◆ AIM OF THE EXERCISE:
Leaving out the pictures, retype the lines from the beginning of the listing through the line containing "string; cls: string;".

+-------+

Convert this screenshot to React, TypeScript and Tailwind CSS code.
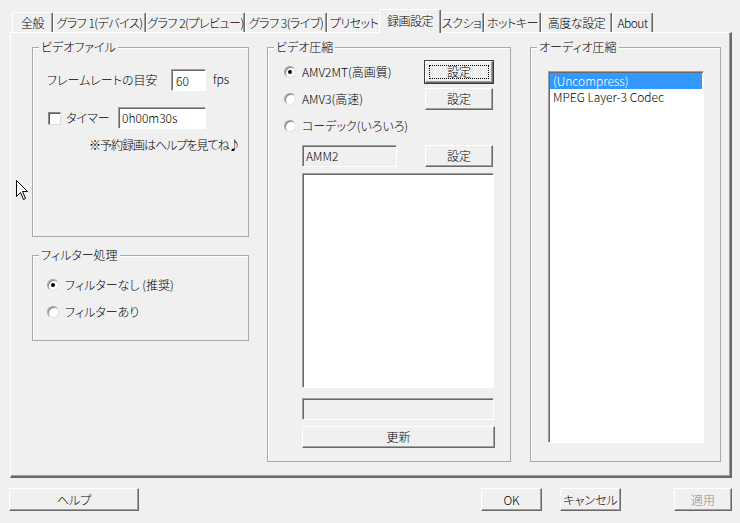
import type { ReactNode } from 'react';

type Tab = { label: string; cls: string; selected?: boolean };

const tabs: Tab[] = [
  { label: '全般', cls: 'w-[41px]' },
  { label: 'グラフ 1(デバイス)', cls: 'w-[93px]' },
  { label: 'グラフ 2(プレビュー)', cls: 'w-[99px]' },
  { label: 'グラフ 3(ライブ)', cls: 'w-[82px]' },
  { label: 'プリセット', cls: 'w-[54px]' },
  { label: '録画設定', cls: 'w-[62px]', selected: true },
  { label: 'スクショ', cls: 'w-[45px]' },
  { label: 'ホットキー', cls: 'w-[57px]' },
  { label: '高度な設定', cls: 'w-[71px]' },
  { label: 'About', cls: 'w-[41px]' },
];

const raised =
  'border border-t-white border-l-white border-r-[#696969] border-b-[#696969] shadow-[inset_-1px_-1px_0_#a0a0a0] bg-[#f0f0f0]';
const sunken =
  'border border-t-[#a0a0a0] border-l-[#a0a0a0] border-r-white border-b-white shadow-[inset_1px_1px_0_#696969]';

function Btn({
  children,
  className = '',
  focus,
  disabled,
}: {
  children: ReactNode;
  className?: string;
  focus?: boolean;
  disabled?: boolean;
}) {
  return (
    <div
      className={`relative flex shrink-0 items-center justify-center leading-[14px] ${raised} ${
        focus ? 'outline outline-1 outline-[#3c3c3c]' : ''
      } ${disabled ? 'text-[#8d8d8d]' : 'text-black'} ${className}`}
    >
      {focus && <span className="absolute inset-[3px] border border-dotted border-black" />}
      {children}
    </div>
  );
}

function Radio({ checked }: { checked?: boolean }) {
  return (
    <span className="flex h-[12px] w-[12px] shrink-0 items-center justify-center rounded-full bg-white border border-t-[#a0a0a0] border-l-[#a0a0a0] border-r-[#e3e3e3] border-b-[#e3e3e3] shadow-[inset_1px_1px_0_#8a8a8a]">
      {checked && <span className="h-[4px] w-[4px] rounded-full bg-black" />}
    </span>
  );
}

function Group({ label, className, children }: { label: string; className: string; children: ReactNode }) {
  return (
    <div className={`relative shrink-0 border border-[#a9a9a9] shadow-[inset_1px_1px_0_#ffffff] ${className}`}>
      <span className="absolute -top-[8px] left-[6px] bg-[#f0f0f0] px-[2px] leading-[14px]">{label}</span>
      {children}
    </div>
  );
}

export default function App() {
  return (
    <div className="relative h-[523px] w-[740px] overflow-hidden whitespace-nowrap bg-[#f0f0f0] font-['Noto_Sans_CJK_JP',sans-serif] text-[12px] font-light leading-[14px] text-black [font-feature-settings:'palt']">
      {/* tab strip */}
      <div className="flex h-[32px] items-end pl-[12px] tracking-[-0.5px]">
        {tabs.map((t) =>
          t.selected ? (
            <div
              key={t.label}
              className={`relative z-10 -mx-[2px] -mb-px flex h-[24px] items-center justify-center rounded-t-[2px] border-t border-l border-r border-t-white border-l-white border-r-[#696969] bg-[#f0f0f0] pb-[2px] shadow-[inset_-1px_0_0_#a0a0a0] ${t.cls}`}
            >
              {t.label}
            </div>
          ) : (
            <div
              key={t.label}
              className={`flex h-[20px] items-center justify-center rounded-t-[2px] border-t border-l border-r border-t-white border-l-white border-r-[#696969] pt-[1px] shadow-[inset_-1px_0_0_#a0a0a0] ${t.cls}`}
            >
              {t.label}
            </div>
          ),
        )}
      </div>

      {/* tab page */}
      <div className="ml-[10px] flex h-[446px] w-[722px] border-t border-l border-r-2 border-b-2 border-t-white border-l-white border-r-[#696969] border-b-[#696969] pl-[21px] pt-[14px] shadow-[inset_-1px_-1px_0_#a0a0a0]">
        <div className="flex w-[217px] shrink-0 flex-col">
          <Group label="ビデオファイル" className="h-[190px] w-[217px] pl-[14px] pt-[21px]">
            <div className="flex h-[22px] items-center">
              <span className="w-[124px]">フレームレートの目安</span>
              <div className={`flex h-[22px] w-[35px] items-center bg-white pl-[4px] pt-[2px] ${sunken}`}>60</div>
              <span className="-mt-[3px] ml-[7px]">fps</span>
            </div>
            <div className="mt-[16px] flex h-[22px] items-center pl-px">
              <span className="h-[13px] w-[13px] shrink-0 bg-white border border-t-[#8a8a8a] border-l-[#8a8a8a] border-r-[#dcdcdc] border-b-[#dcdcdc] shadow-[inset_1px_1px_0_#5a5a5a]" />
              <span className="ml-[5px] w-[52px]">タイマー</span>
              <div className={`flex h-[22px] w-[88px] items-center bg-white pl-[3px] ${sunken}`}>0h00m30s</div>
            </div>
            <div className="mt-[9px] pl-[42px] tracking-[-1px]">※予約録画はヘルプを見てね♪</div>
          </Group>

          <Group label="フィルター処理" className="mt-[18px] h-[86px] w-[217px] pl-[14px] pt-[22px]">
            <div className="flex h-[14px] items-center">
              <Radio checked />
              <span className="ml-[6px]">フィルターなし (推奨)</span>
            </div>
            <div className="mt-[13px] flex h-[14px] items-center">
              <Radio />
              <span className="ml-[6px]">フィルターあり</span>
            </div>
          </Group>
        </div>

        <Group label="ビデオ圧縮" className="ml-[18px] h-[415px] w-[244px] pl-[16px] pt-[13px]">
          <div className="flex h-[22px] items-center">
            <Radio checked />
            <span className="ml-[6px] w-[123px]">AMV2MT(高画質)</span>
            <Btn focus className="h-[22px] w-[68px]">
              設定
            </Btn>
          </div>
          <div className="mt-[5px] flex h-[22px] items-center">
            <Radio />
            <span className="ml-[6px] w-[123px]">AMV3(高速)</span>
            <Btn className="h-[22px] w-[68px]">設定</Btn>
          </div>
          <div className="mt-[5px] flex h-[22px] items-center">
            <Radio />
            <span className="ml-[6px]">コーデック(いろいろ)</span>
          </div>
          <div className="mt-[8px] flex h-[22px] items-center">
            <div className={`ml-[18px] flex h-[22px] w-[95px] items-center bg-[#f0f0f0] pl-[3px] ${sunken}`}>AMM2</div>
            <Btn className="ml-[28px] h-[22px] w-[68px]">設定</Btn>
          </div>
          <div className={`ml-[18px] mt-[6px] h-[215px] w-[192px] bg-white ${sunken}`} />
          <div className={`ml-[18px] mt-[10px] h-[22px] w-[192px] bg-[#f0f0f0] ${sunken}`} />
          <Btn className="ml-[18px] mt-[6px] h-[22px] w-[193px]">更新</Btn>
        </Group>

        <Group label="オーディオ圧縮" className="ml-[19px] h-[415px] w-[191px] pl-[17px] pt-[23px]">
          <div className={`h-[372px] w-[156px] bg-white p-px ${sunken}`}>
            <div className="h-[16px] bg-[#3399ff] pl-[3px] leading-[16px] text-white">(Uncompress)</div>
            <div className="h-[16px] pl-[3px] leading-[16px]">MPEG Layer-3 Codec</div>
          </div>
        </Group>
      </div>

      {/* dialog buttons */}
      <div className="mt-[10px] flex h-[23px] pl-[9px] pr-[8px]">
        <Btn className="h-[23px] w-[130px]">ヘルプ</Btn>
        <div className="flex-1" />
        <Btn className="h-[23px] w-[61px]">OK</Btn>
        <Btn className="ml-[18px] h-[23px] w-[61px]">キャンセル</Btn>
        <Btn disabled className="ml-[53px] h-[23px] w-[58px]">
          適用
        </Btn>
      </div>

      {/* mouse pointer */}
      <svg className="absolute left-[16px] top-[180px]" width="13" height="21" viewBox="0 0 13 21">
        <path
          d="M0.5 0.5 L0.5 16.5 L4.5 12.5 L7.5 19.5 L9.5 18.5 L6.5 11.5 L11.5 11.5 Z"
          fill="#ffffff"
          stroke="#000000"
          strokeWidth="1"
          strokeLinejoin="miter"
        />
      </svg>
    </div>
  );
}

+-------+

◆ CORRECT ANSWER:
Convert this screenshot to React, TypeScript and Tailwind CSS code.
import type { ReactNode } from 'react';

type Tab = { label: string; cls: string; selected?: boolean };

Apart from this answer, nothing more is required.